***** RECORDS FOR THE EXERCISE *****
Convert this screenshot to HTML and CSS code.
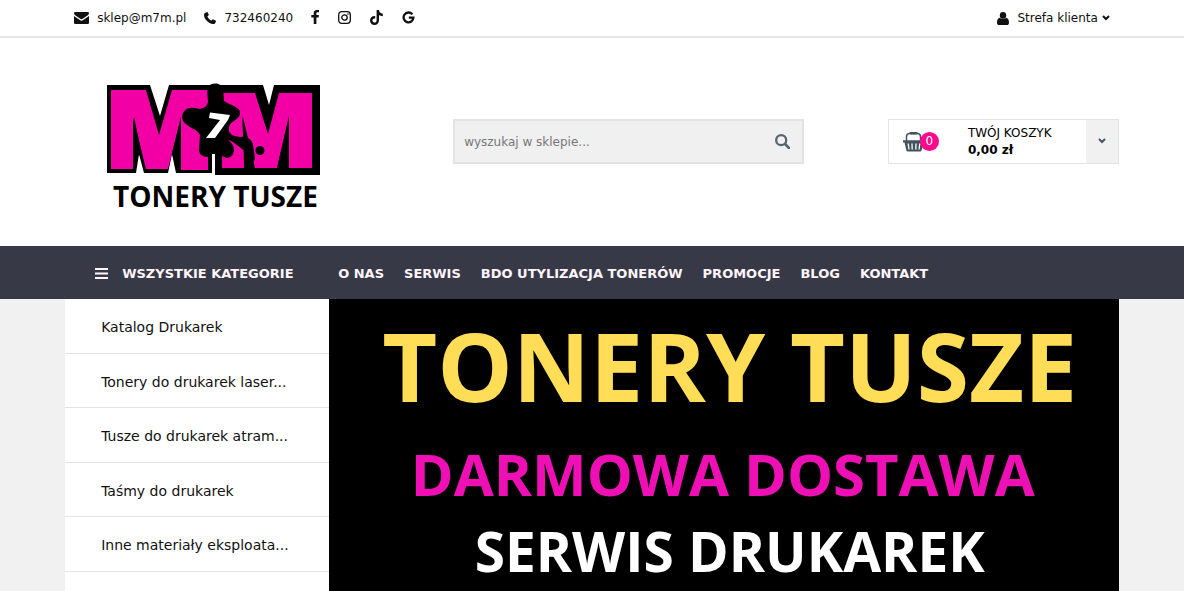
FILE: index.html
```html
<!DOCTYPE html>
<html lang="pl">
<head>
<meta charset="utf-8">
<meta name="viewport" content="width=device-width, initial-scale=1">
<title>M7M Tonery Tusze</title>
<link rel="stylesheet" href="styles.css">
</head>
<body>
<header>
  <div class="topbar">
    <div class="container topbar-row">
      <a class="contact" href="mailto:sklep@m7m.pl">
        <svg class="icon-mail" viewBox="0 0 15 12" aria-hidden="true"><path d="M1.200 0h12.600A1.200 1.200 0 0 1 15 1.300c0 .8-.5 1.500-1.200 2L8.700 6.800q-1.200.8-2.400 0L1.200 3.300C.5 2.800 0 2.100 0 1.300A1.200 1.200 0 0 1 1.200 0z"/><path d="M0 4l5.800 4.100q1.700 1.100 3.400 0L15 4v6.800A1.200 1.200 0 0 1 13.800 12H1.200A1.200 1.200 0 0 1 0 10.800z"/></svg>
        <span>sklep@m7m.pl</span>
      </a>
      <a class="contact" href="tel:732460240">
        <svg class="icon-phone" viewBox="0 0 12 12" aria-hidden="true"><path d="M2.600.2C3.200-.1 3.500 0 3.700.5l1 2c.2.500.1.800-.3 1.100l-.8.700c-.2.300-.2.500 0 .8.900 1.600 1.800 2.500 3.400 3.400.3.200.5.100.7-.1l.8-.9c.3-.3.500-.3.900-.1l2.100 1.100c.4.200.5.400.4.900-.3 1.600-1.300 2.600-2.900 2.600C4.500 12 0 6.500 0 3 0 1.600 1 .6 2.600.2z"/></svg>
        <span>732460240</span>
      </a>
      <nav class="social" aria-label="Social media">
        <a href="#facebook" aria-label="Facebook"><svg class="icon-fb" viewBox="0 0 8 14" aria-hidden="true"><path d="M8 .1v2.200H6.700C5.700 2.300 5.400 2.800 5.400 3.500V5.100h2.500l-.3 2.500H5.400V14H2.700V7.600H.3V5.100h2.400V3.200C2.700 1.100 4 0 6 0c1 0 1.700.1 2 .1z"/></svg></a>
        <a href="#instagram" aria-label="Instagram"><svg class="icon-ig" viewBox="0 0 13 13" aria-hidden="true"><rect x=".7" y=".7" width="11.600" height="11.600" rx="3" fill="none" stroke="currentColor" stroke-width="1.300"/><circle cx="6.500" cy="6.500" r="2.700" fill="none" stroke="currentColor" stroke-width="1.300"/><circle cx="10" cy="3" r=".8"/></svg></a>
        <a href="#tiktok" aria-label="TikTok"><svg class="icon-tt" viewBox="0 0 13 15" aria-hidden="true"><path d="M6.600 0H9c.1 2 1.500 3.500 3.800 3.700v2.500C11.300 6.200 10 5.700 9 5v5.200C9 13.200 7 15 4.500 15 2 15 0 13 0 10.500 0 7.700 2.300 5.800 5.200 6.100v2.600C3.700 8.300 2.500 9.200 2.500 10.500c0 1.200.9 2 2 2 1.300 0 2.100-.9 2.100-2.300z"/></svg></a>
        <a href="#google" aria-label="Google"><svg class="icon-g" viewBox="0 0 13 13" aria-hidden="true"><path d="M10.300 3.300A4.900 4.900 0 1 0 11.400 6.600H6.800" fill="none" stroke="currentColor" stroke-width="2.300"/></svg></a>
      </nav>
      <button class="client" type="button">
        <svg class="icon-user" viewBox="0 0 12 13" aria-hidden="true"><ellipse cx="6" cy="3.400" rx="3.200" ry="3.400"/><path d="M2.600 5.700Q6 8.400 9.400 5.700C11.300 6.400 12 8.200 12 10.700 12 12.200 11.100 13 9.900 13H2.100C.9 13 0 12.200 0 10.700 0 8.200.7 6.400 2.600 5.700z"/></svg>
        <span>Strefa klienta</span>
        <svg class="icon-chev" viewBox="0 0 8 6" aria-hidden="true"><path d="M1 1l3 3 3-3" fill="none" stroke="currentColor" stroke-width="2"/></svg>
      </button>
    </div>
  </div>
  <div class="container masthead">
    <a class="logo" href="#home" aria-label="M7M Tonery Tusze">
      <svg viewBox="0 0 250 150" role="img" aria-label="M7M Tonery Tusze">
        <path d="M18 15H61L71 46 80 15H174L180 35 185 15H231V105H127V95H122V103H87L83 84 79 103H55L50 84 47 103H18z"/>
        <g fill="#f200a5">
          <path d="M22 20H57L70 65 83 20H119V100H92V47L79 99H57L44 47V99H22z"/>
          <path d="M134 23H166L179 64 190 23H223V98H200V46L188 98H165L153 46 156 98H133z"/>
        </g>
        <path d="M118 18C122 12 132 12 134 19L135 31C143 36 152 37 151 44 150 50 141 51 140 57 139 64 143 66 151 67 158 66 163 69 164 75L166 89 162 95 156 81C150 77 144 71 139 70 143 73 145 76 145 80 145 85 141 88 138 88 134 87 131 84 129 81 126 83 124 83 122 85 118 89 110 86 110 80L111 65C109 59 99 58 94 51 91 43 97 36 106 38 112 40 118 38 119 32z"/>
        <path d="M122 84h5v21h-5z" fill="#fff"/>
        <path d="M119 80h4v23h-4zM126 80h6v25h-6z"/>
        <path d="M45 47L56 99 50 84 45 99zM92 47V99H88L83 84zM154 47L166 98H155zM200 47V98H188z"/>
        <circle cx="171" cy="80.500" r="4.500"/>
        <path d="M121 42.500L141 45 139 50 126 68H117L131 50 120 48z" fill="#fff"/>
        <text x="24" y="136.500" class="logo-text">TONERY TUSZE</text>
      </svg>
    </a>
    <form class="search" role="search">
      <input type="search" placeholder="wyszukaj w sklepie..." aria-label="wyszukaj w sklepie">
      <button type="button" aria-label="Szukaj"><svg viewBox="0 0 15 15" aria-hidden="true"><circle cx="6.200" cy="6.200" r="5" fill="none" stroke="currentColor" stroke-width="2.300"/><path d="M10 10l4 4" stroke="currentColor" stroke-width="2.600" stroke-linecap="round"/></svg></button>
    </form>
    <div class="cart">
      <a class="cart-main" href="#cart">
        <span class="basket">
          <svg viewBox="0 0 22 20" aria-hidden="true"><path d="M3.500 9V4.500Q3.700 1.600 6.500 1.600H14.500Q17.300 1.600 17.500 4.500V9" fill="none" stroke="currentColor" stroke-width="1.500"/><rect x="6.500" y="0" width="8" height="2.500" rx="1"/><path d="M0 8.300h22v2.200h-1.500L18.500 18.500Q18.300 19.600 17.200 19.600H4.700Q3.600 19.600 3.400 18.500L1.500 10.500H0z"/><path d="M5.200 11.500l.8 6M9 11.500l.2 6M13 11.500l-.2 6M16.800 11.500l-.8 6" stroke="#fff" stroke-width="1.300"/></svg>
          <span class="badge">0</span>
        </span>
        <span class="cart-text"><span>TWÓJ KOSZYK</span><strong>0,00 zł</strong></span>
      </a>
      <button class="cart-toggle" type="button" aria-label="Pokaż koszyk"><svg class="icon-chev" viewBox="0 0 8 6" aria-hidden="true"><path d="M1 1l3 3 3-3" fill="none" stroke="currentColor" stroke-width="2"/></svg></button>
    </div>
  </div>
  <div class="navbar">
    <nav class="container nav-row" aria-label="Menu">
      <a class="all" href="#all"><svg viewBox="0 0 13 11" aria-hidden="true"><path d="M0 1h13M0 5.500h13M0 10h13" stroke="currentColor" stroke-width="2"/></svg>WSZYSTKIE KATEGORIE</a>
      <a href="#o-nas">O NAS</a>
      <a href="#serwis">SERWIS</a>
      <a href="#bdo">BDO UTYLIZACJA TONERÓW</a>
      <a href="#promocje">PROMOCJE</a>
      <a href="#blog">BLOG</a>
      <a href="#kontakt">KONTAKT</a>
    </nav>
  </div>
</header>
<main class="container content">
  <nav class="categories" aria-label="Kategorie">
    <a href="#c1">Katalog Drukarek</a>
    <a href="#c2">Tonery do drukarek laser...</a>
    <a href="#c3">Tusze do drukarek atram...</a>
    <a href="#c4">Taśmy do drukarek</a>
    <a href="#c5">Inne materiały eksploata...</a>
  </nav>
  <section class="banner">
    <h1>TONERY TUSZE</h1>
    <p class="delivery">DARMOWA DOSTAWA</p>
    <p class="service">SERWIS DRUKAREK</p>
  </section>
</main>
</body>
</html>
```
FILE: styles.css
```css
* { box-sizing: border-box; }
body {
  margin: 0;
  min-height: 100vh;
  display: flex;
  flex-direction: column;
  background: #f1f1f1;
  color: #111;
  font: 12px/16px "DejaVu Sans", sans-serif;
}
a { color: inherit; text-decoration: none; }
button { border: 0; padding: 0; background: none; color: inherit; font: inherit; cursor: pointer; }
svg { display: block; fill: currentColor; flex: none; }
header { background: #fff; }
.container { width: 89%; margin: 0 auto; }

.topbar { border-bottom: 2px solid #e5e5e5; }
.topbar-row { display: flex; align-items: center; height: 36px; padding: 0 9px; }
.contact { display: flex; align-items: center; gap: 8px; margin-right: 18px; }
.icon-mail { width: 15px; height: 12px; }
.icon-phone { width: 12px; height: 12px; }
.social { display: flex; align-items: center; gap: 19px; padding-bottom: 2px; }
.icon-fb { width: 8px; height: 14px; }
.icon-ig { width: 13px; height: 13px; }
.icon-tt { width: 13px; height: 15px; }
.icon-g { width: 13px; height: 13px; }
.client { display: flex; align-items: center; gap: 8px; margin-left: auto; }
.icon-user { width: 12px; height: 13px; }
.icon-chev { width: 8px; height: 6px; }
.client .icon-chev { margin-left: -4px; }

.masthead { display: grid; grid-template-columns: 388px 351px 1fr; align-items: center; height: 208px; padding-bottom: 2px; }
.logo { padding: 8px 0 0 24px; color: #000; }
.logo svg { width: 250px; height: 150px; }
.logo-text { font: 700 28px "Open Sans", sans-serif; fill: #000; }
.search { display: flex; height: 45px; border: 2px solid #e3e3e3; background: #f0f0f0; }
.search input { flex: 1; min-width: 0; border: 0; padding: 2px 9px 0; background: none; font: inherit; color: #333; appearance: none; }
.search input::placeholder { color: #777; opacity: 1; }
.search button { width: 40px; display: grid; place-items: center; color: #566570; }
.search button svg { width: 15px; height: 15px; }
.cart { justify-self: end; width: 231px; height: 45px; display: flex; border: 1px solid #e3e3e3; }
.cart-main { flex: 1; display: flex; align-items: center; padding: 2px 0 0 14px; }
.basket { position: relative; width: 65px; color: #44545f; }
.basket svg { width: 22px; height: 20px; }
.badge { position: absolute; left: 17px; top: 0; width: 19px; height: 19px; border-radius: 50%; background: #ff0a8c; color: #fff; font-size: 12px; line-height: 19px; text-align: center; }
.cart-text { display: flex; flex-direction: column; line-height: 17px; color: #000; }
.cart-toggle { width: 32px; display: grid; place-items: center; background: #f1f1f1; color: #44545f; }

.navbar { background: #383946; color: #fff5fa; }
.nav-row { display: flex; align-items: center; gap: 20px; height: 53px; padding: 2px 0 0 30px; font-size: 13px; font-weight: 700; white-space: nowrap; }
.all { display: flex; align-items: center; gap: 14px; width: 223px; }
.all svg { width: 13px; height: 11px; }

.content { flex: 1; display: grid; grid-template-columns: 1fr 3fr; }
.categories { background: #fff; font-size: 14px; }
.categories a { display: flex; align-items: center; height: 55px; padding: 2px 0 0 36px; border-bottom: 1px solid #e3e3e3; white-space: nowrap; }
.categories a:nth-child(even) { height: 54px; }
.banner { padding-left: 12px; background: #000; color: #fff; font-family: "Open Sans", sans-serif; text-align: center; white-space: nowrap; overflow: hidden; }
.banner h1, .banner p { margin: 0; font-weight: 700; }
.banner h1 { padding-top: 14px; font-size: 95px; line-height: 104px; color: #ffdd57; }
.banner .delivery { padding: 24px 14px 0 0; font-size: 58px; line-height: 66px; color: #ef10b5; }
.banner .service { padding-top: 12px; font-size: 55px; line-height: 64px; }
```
*****
***** RECORDS FOR THE EXERCISE *****
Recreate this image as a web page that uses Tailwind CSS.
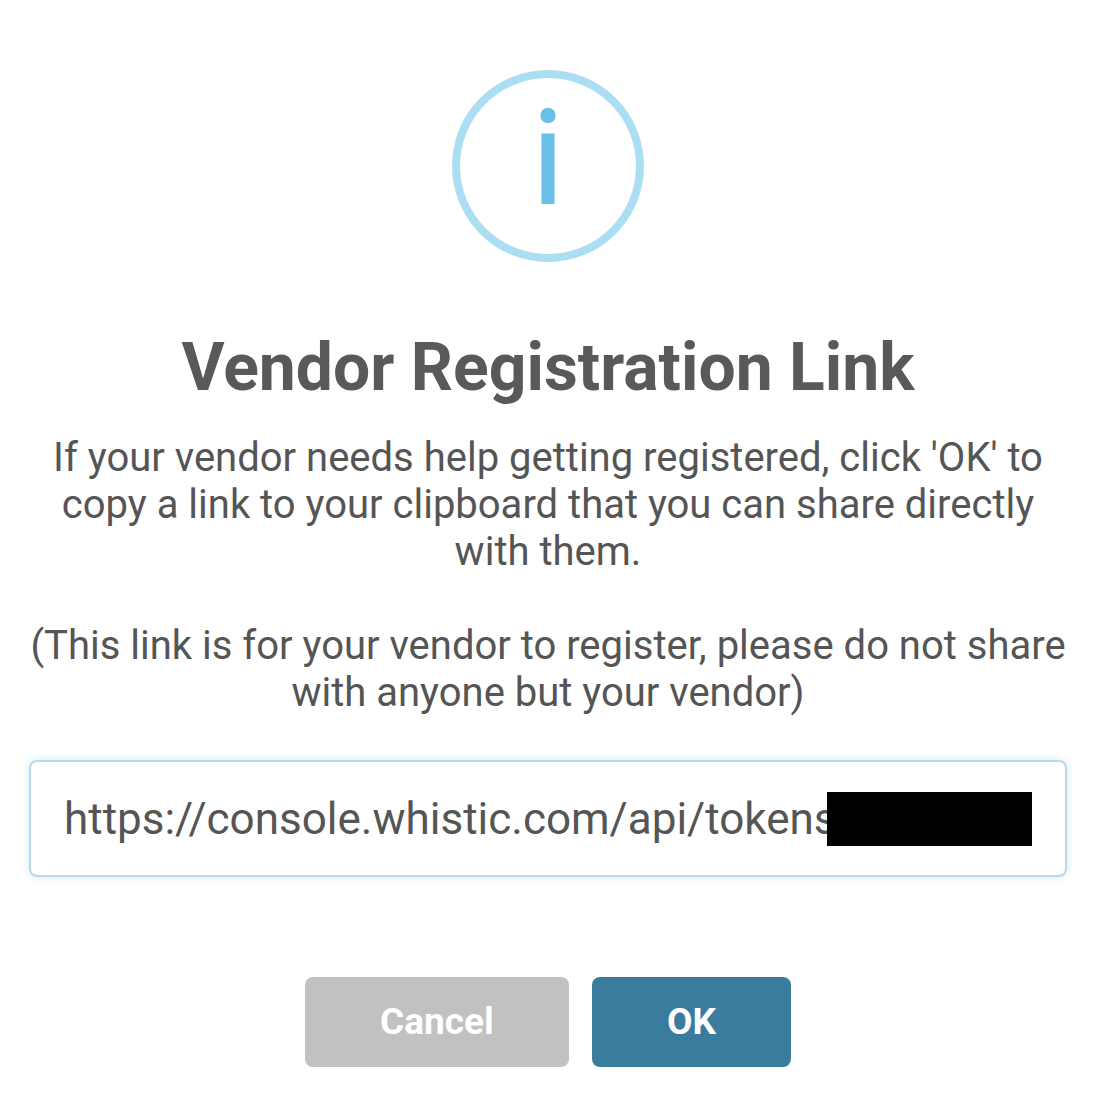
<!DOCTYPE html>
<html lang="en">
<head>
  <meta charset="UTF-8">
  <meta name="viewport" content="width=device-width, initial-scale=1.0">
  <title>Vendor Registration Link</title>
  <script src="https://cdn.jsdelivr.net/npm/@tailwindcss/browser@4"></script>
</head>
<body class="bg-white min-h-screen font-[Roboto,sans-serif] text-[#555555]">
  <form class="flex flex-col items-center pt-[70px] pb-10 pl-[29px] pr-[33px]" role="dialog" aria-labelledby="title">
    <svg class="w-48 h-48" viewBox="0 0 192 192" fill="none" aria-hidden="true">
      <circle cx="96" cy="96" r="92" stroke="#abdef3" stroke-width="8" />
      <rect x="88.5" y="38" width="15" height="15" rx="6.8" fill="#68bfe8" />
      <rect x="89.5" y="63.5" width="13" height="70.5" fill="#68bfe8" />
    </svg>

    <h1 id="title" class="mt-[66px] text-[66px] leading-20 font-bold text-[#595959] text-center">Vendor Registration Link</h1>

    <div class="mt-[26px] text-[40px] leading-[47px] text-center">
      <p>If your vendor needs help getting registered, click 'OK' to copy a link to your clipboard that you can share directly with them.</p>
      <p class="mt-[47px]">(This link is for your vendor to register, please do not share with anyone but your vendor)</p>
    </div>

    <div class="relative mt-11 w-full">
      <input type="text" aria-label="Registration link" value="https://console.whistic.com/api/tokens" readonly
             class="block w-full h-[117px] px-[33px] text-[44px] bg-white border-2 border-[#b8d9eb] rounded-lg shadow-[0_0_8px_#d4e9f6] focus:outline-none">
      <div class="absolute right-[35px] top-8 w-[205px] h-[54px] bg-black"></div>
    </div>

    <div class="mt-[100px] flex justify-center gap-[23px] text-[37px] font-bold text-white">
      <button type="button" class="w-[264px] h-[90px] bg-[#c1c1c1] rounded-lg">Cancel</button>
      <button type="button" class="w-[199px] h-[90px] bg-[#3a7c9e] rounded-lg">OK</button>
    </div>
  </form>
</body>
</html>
*****
Nothing but the lines from the one containing "Recreate this image" through the one containing "text-[66px] leading-20 font-bold" should appear in your copy, exactly as written and without pictures.

Recreate this image as a web page that uses Tailwind CSS.
<!DOCTYPE html>
<html lang="en">
<head>
  <meta charset="UTF-8">
  <meta name="viewport" content="width=device-width, initial-scale=1.0">
  <title>Vendor Registration Link</title>
  <script src="https://cdn.jsdelivr.net/npm/@tailwindcss/browser@4"></script>
</head>
<body class="bg-white min-h-screen font-[Roboto,sans-serif] text-[#555555]">
  <form class="flex flex-col items-center pt-[70px] pb-10 pl-[29px] pr-[33px]" role="dialog" aria-labelledby="title">
    <svg class="w-48 h-48" viewBox="0 0 192 192" fill="none" aria-hidden="true">
      <circle cx="96" cy="96" r="92" stroke="#abdef3" stroke-width="8" />
      <rect x="88.5" y="38" width="15" height="15" rx="6.8" fill="#68bfe8" />
      <rect x="89.5" y="63.5" width="13" height="70.5" fill="#68bfe8" />
    </svg>

    <h1 id="title" class="mt-[66px] text-[66px] leading-20 font-bold text-[#595959] text-center">Vendor Registration Link</h1>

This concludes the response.